By the Halving algorithm, this approach will make at most $\log m! = O(m \log m)$ mistakes.
You looked at the Weighted Majority Algorithm in the reading, which can be thought of as a generalization of the Halving Algorithm when there are no perfect experts. But let's consider a simple scenario first, and try to use the Halving Algorithm again.
Assume you have $N$ experts, and each will give you a prediction on each round, and there are exactly $N$ rounds. There isn't a perfect expert, but there is one expert that will make exactly one mistake.
Can you find an algorithm that uses the experts' advice to make predictions, and is guaranteed to make no more than $2 \log_2 N$ mistakes? (Hint: Use the Halving Alg!)
For each expert $e$, make alternate experts $e'_i$ for $i \in [N]$ such that the prediction of $e'_i$ is the same as $e$ at each round $t$, except when $t = i$.
Since we are guaranteed that one expert $e$ makes exacty one mistake, then we are also guaranteed that one of it's alternates is a perfect expert, since one of them must have corrected the one mistake expert $e$ made.
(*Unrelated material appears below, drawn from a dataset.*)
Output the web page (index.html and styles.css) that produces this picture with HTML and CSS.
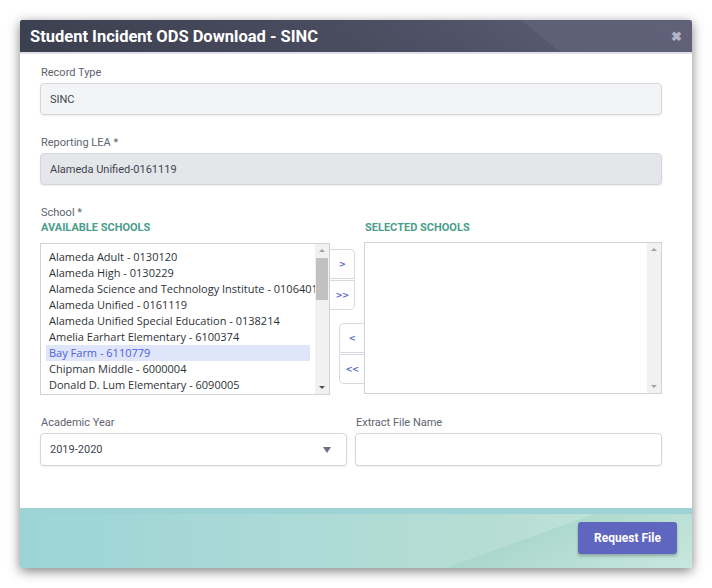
FILE: index.html
```html
<!DOCTYPE html>
<html>
<head>
<meta charset="utf-8">
<link rel="stylesheet" href="styles.css">
</head>
<body>
<div class="modal">
  <div class="modal-header">
    <h1 class="title">Student Incident ODS Download - SINC</h1>
    <span class="close">&#x2716;</span>
  </div>
  <div class="modal-body">
    <div class="field">
      <div class="label">Record Type</div>
      <div class="input readonly">SINC</div>
    </div>
    <div class="field">
      <div class="label">Reporting LEA *</div>
      <div class="input disabled">Alameda Unified-0161119</div>
    </div>
    <div class="field">
      <div class="label">School *</div>
      <div class="dual">
        <div class="list-title">AVAILABLE SCHOOLS</div>
        <div></div>
        <div class="list-title">SELECTED SCHOOLS</div>
        <div class="listbox left">
          <div class="items">
            <div class="item">Alameda Adult - 0130120</div>
            <div class="item">Alameda High - 0130229</div>
            <div class="item">Alameda Science and Technology Institute - 0106401</div>
            <div class="item">Alameda Unified - 0161119</div>
            <div class="item">Alameda Unified Special Education - 0138214</div>
            <div class="item">Amelia Earhart Elementary - 6100374</div>
            <div class="item selected">Bay Farm - 6110779</div>
            <div class="item">Chipman Middle - 6000004</div>
            <div class="item">Donald D. Lum Elementary - 6090005</div>
          </div>
          <div class="scrollbar">
            <span class="arrow up dark"></span>
            <span class="thumb"></span>
            <span class="track-fill"></span>
            <span class="arrow down dark"></span>
          </div>
        </div>
        <div class="mover">
          <div class="btn-group add">
            <div class="move-btn">&gt;</div>
            <div class="move-btn">&gt;&gt;</div>
          </div>
          <div class="btn-group remove">
            <div class="move-btn">&lt;</div>
            <div class="move-btn">&lt;&lt;</div>
          </div>
        </div>
        <div class="listbox right">
          <div class="items"></div>
          <div class="scrollbar">
            <span class="arrow up"></span>
            <span class="track-fill"></span>
            <span class="arrow down"></span>
          </div>
        </div>
      </div>
    </div>
    <div class="row2">
      <div class="field">
        <div class="label">Academic Year</div>
        <div class="input select">2019-2020<span class="caret"></span></div>
      </div>
      <div class="field">
        <div class="label">Extract File Name</div>
        <div class="input text"></div>
      </div>
    </div>
  </div>
  <div class="modal-footer">
    <button class="primary">Request File</button>
  </div>
</div>
</body>
</html>
```

FILE: styles.css
```css
html, body {
  margin: 0;
  padding: 0;
  background: #ffffff;
}
body {
  font-family: Roboto, "Liberation Sans", sans-serif;
  padding: 20px 20px 20px 20px;
}
.modal {
  width: 672px;
  height: 548px;
  display: flex;
  flex-direction: column;
  background: #fff;
  box-shadow: 0 3px 12px rgba(0, 0, 0, 0.5);
  border-radius: 2px;
  overflow: hidden;
}
.modal-header {
  height: 32px;
  flex: none;
  display: flex;
  align-items: center;
  justify-content: space-between;
  padding: 0 10px 0 10px;
  background: linear-gradient(39deg, #3b3f4e 0%, #4a4d60 50%, #55586e 76%, #5e6077 76%, #606179 100%);
  border-bottom: 2px solid #dfdfea;
}
.title {
  margin: 0;
  font-size: 16.5px;
  font-weight: 700;
  color: #ffffff;
  letter-spacing: 0;
}
.close {
  color: #b4b6c4;
  font-size: 12.5px;
  font-weight: 700;
  margin-right: 0;
}
.modal-body {
  flex: 1;
  padding: 12px 30px 0 20px;
  display: flex;
  flex-direction: column;
  gap: 21px;
}
.field {
  display: flex;
  flex-direction: column;
}
.label {
  font-size: 11px;
  line-height: 14px;
  color: #5d6470;
  padding-left: 1px;
  margin-bottom: 3px;
}
.input {
  height: 32px;
  box-sizing: border-box;
  border: 1px solid #d3d7dd;
  border-radius: 4px;
  padding: 0 9px;
  display: flex;
  align-items: center;
  font-size: 11px;
  color: #3f4550;
  box-shadow: 0 1px 2px rgba(0, 0, 0, 0.08);
}
.readonly { background: #f3f4f6; }
.disabled { background: #e4e6e9; }
.select, .text {
  height: 33px;
  background: #fff;
  justify-content: space-between;
}
.caret {
  width: 0;
  height: 0;
  border-left: 4px solid transparent;
  border-right: 4px solid transparent;
  border-top: 6px solid #6b7180;
  margin-right: 6px;
}
.dual {
  display: grid;
  grid-template-columns: 290px 34px 298px;
  grid-template-rows: auto auto;
  margin-top: -2px;
}
.list-title {
  font-size: 11px;
  line-height: 14px;
  font-weight: 700;
  color: #4b9d8c;
  padding-left: 1px;
  margin-bottom: 8px;
}
.listbox {
  display: flex;
  border: 1px solid #cfd3d8;
  box-sizing: border-box;
  height: 152px;
  background: #fff;
  overflow: hidden;
}
.listbox.right {
  margin-top: -1px;
  height: 152px;
}
.items {
  flex: 1;
  padding: 5px 5px 0 5px;
  overflow: hidden;
  font-family: "Open Sans", "Liberation Sans", sans-serif;
  font-size: 11px;
  color: #2e3238;
}
.item {
  height: 16px;
  line-height: 16px;
  padding-left: 3px;
  white-space: nowrap;
}
.item.selected {
  background: #dfe5fb;
  color: #4a62de;
}
.scrollbar {
  width: 14px;
  flex: none;
  background: #f1f1f1;
  display: flex;
  flex-direction: column;
  align-items: center;
}
.arrow {
  width: 0;
  height: 0;
  border-left: 3px solid transparent;
  border-right: 3px solid transparent;
  flex: none;
}
.arrow.up {
  border-bottom: 3px solid #a3a3a3;
  margin: 5px 0 6px;
}
.arrow.down {
  border-top: 3px solid #a3a3a3;
  margin: 6px 0 5px;
}
.arrow.up.dark { border-bottom-color: #a3a3a3; }
.arrow.down.dark { border-top-color: #505050; }
.thumb {
  width: 12px;
  height: 42px;
  background: #c1c1c1;
  flex: none;
}
.track-fill { flex: 1; }
.mover {
  display: flex;
  flex-direction: column;
}
.btn-group {
  display: flex;
  flex-direction: column;
  width: 25px;
}
.btn-group.add {
  margin-top: 6px;
  align-self: flex-start;
}
.btn-group.remove {
  margin-top: 13px;
  align-self: flex-end;
}
.move-btn {
  height: 30px;
  box-sizing: border-box;
  border: 1px solid #d6d9df;
  display: flex;
  align-items: center;
  justify-content: center;
  font-family: "DejaVu Sans", sans-serif;
  font-size: 8.5px;
  font-weight: 700;
  color: #5a67d3;
  background: #fff;
  letter-spacing: -0.5px;
}
.add .move-btn { border-left: none; }
.remove .move-btn { border-right: none; }
.add .move-btn:first-child { border-radius: 0 5px 0 0; }
.add .move-btn:last-child { border-radius: 0 0 5px 0; margin-top: 1px; }
.remove .move-btn:first-child { border-radius: 5px 0 0 0; }
.remove .move-btn:last-child { border-radius: 0 0 0 5px; margin-top: 1px; }
.row2 {
  display: grid;
  grid-template-columns: 307px 307px;
  gap: 8px;
}
.modal-footer {
  height: 60px;
  flex: none;
  box-sizing: border-box;
  display: flex;
  justify-content: flex-end;
  align-items: center;
  padding: 0 15px 0 0;
  border-top: 6px solid #9ed3d6;
  background:
    linear-gradient(160deg, rgba(255,255,255,0) 0%, rgba(255,255,255,0) 70%, rgba(160,210,196,0.5) 70%, rgba(200,232,222,0.6) 100%),
    linear-gradient(90deg, #9cd4d6 0%, #acdad7 40%, #b6ddd3 70%, #c6e6dd 100%);
}
.primary {
  width: 99px;
  height: 32px;
  margin-top: -6px;
  border: none;
  border-radius: 3px;
  background: #5f66bf;
  color: #fff;
  font-family: Roboto, "Liberation Sans", sans-serif;
  font-weight: 700;
  font-size: 12px;
  box-shadow: 0 2px 3px rgba(0, 0, 0, 0.25);
}
```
Since we have a perfect expert, we can run the Halving Algorithm on these $N^2$ experts, and the bound on the number of mistakes we will make is $\log N^2 = 2 \log N$.
Theorem: Let $M_T$ be num mistakes of WMA after $T$ rounds, and let $M_T(i)$ be the number of mistakes of expert $i$. Then for every expert $i$ we have $$ M_T \leq 2(1+\epsilon)M_T(i) + \frac{2 \log N}{\epsilon}$$
What is the best choice of $\epsilon$ here?
We want to pick an $\epsilon$ such that the bound is minimized.
Let $f(\epsilon) = 2(1 + \epsilon)M_T(i) + \frac{2 \log N}{\epsilon}$. To minimize $f(\epsilon)$, we take find $\epsilon$ such that $f'(\epsilon) = 0$.
$$f'(\epsilon) = 2M_T(i) - \frac{2 \log N}{\epsilon^2} = 0$$$$\frac{\log N}{\epsilon^2} = M_T(i)$$$$\epsilon = \sqrt{\frac{\log N}{M_T(i)}}$$This bound is further bounded by $M_T(i^*)$ where $i^*$ is the expert that makes the fewest mistakes. Note that this requires that we know the number of mistakes the best expert makes ahead of time.
Theorem: Let $M_T$ be num mistakes of RWM after $T$ rounds, and let $M_T(i)$ be the number of mistakes of expert $i$. Then for every expert $i$ we have $$ \mathbb{E}[M_T] \leq (1+\epsilon)M_T(i) + \frac{\log N}{\epsilon}$$
Corollary: If we tune correctly, we see that $\epsilon = \sqrt{\frac{\log N}{M_T(i)}}$ where $i$ is the index of any expert (which we can choose as the best). Then we have $$ \mathbb{E}[M_T] - M_T(i) \leq 2\sqrt{M_T(i) \log N}$$
Now assume we are in the gambling problem we had before, with $m$ teams, and on each round a pair of teams shows up to play a match. This time, however, there is some good permutation $\pi$, but it's not perfect! There will be at most $K$ matches whose outcome doesn't following the permutation $\pi$.
What's a good algorithm for the gambler? And how many mistakes will she make along the way?